Signed-off-by: Bob Pearson <rpearson@...temfabricworks.com>
---
Documentation/crc32.txt | 129 ++++++++++++++++++++++++++++++++++++++++++++++++
lib/crc32.c | 127 -----------------------------------------------
2 files changed, 129 insertions(+), 127 deletions(-)
Index: infiniband/lib/crc32.c
===================================================================
--- infiniband.orig/lib/crc32.c
+++ infiniband/lib/crc32.c
@@ -208,133 +208,6 @@ u32 __pure crc32_be(u32 crc, unsigned ch
EXPORT_SYMBOL(crc32_le);
EXPORT_SYMBOL(crc32_be);
-/*
- * A brief CRC tutorial.
- *
- * A CRC is a long-division remainder. You add the CRC to the message,
- * and the whole thing (message+CRC) is a multiple of the given
- * CRC polynomial. To check the CRC, you can either check that the
- * CRC matches the recomputed value, *or* you can check that the
- * remainder computed on the message+CRC is 0. This latter approach
- * is used by a lot of hardware implementations, and is why so many
- * protocols put the end-of-frame flag after the CRC.
- *
- * It's actually the same long division you learned in school, except that
- * - We're working in binary, so the digits are only 0 and 1, and
- * - When dividing polynomials, there are no carries. Rather than add and
- * subtract, we just xor. Thus, we tend to get a bit sloppy about
- * the difference between adding and subtracting.
- *
- * A 32-bit CRC polynomial is actually 33 bits long. But since it's
- * 33 bits long, bit 32 is always going to be set, so usually the CRC
- * is written in hex with the most significant bit omitted. (If you're
- * familiar with the IEEE 754 floating-point format, it's the same idea.)
- *
- * Note that a CRC is computed over a string of *bits*, so you have
- * to decide on the endianness of the bits within each byte. To get
- * the best error-detecting properties, this should correspond to the
- * order they're actually sent. For example, standard RS-232 serial is
- * little-endian; the most significant bit (sometimes used for parity)
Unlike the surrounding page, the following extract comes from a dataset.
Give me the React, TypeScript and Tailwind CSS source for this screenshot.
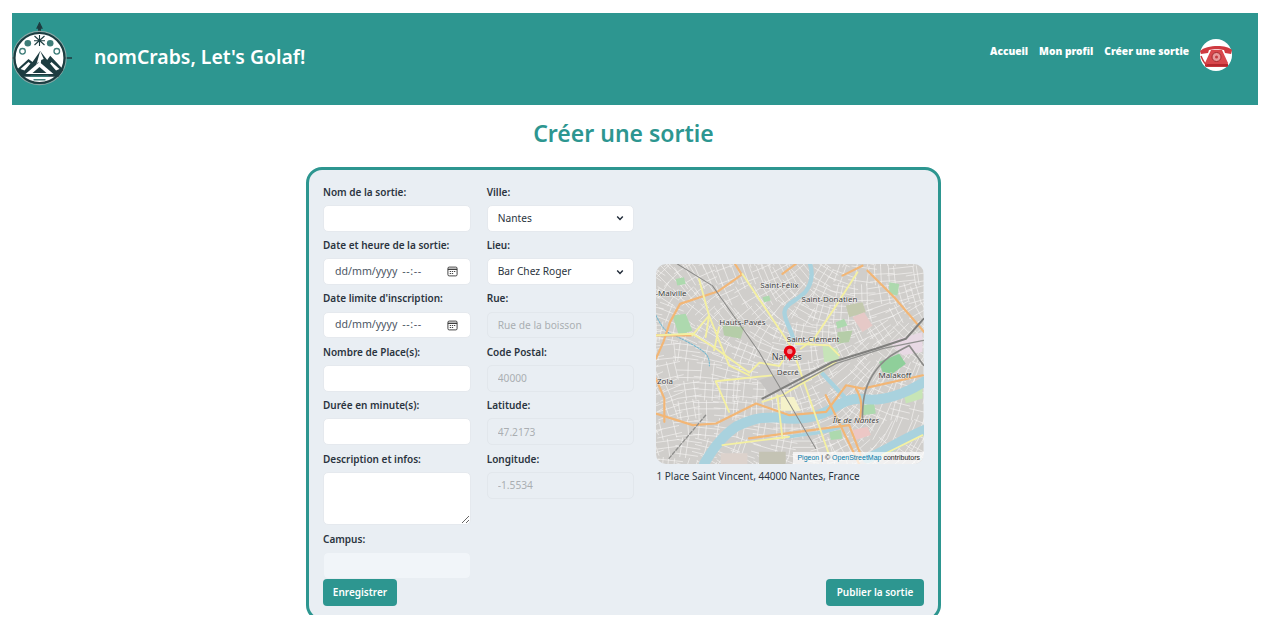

- * is sent last. And when appending a CRC word to a message, you should
- * do it in the right order, matching the endianness.
- *
- * Just like with ordinary division, the remainder is always smaller than
- * the divisor (the CRC polynomial) you're dividing by. Each step of the
- * division, you take one more digit (bit) of the dividend and append it
- * to the current remainder. Then you figure out the appropriate multiple
- * of the divisor to subtract to being the remainder back into range.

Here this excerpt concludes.